Hello, Ahathy88, and welcome to the forums! Charlie is just letting you know his personal preference. I don't think you're doing anything wrong. The key word is "consistency". Always respond the same way to his attempts at getting on the couch with you. If you let him do it "sometimes" then it's going to be harder for him to learn that sometimes it's NOT okay. Always be consistent. 

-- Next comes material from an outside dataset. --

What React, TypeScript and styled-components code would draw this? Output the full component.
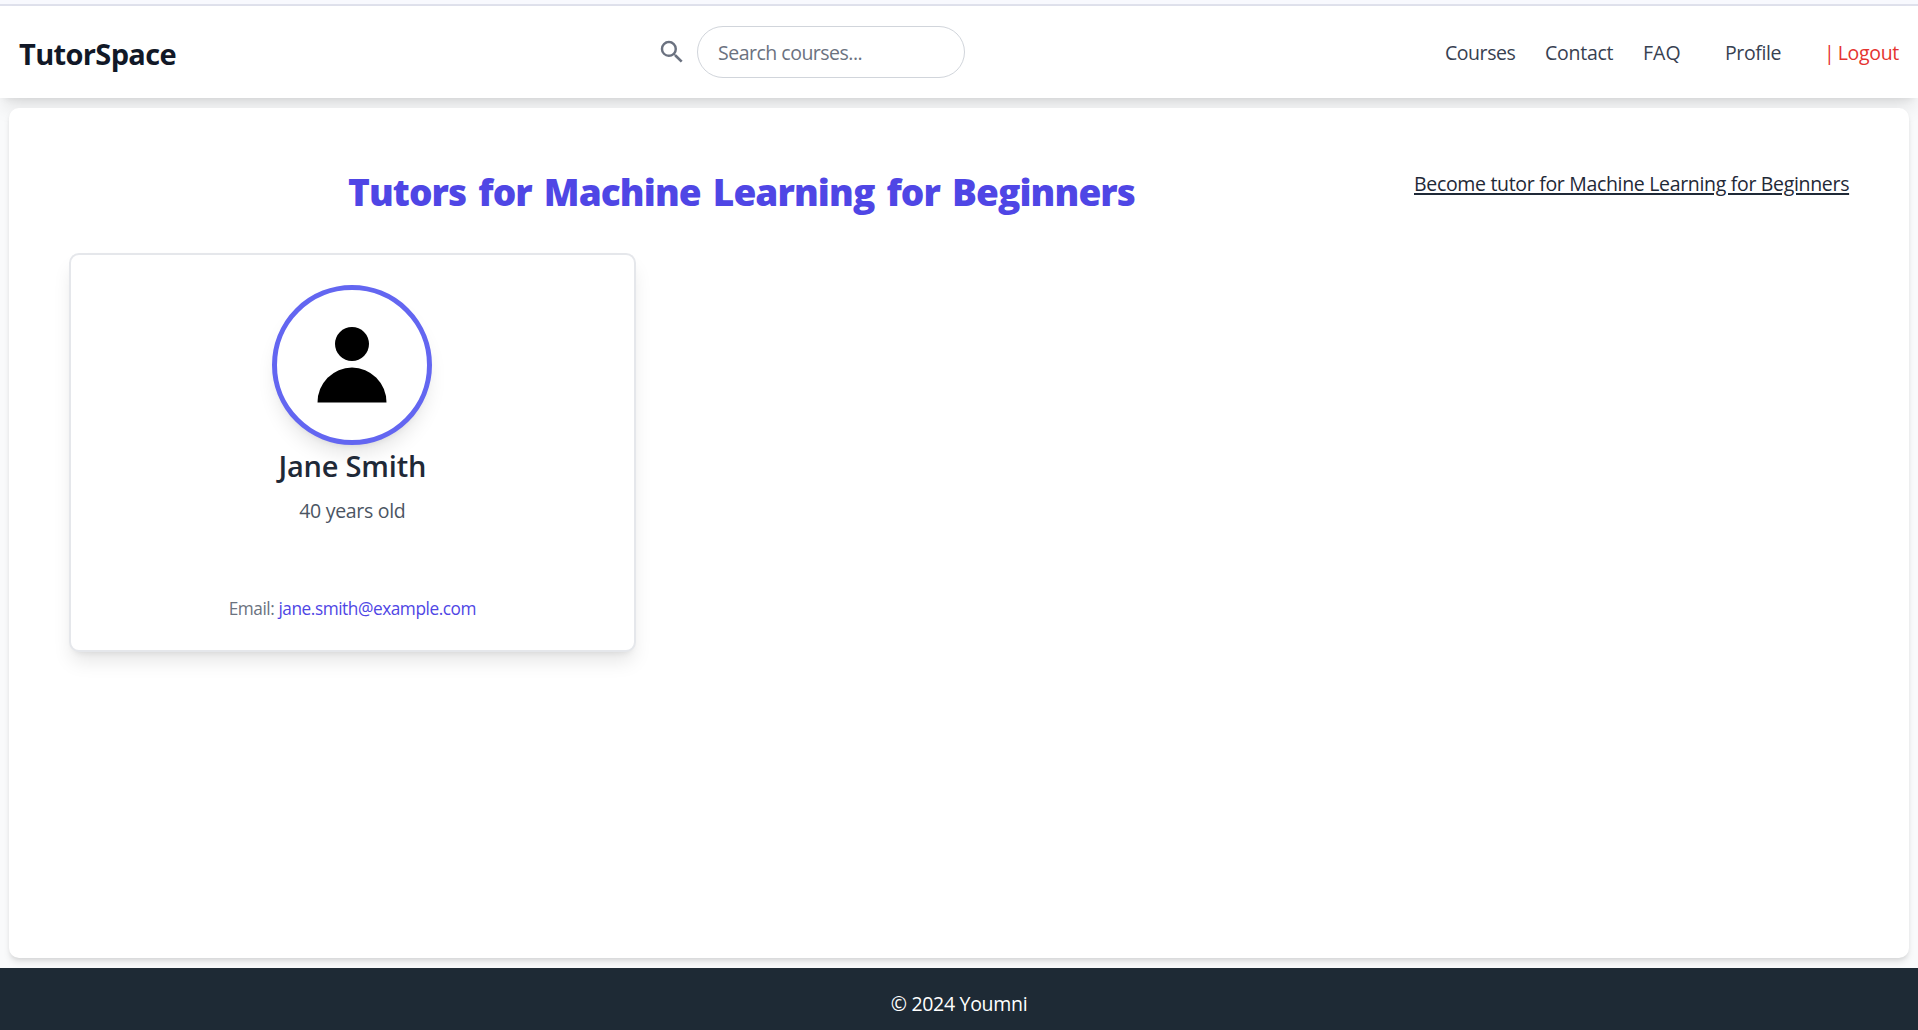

Do you have a photo of Charlie you can post? ;D ;D


----------



## mlwindc (Feb 8, 2013)

Ditto mswhipple on consistency. Wilson didn't stop trying to get on the couch with us until he was 8 months or so and even now, at almost one, he will try on occasion. His bed is right next to the couch. He just prefers to be touxhing


----------



## Lyndam (Aug 22, 2013)

Ruby is 17 weeks. The breeder said she was a livewire.....a livewire Vizsla!?! ...well I guess someone had to get that puppy. 
We have the same dilemma, crate very good, we kept her on the floor for weeks on the principle that not all guests want a big doggy bouncing into their cuppa but hey she loves to cuddle and we don't have her in the bed and tbh WE wanted to cuddle her so we have a chair she can sit on with us. I would like her crash out somewhere else other than on us or in crate though. 
This is what I do to try to develop this. She has a bed next to the chair sofa but tucked in out if the traffic. I have one bone she doesn't get much but she likes. I allow this only on that bed. 
Also to encourage floor sitting I encourage her even for moments to sit and be stroked next to my knee, I use the word settle and say good puppy as long as she doesn't wriggle or push to be higher. 
She like yours is either bouncy or bouncy and cranky with overtiredness. I m grateful the crate works but trying o persist to get a more settled dog as she grows. 
Think it's a long haul. Stick in.


----------



## Canadian Expy (Feb 27, 2013)

When we first brought Aspen home we used to put his dog bed in his crate (with the partition over top of the bed since the bed was a lot bigger than the space we were allowing him at the time). This made his crate a comfy place for him, and helped familiarize him with his new bed. 

We then worked on having the bed on the floor beside the couch so that he could still be near us/against us, and we could pet him, without him being on the couch. It didn't take much time for him to start to love his bed. We now have one every floor of the house and when he's tired he goes to his bed that is closest to where we are hanging around. 

We do let him on the couch with us in the evenings (he sits and patiently waits for his blanket to be placed over the cushions), but if we have guests over he will happily relax on one of his pillows. Being patient and consistent is key - with it it won't take long.


----------



## Ahathy88 (Oct 6, 2013)

Thank you everyone! This advice is great and we'll definitely use these suggestions


----------



## harrigab (Aug 21, 2011)

Ruby is a couch potato, and I don't mind most of the time, she does however know that "bed" means bed. As already mentioned it's a case of being consistent at an early age.


----------